Android 4.2 Jelly Bean vs iOS 7
One of a phone’s main objectives is to keep you connected with the rest of the world, and to do that you’ll need a killer notification system.
iOS 7 takes a new approach to notifications, offering a tabbed interface in the notification panel. One panel is labelled “today,” and is basically a calendar widget found in the notification panel that shows all of your appointments, tasks, and the weather for the upcoming day.
The other two panels are labelled “missed” and “all”, with the “missed” tab showing you your missed calls and texts, and the “all” tab a collection of all of your notifications. An issue that has yet to be solved is the fact that you can’t dismiss one notification at a time. So if you have a series of messages and you only want to dismiss one of them, you simply can’t. It’s all or nothing when it comes to notifications on iOS.
Android’s notification system has always been top class and Android 4.2 Jelly Bean is no different. The notification panel in Android 4.2 Jelly Bean offers not only the ability to view your notifications, but also the ability to expand and act upon them right in the notification panel. So if you miss a call, you can easily text or call the person back right from the notification panel. Add in the fact that you can easily dismiss whatever notification you like, and you can tell that Android is still very good at dealing with notifications.
Web browsing experience
It’s quite obvious that Apple took some design cues from Google’s Chrome when it came to designing its new Safari application. But it also added features like a reading list, which is integrated with the Safari application on Mac OS X Mavericks.
Another feature is iCloud keychain, which basically keeps all of your passwords saved in one place so that you don’t have to remember them, a nifty feature indeed. Obviously there is no flash support, but if the old Safari app in iOS 6 is anything to go by, the new Safari app should give you a great web browsing experience.

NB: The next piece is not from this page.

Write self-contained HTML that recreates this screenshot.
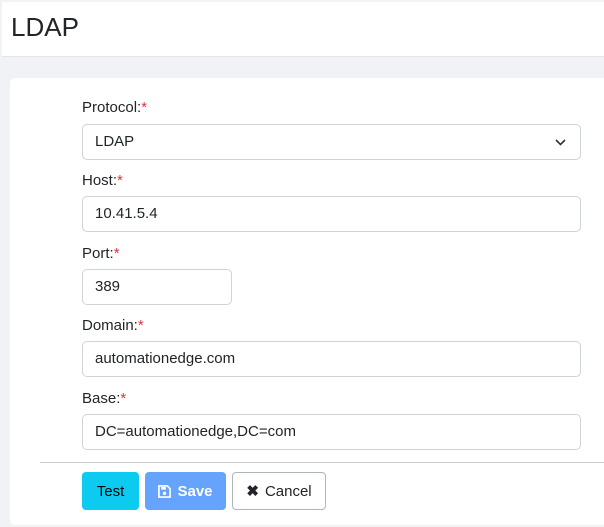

Chrome has come a long way in recent times, and it too offers the ability to save your passwords, but unfortunately doesn’t come with a place to store all your favorite articles (bookmarks don’t count). Luckily there are great third party apps like Pocket which get the job done, but it would be better if the whole experience was more integrated. Overall, Chrome on Android offers a solid, if a little bit uninspiring web browsing experience.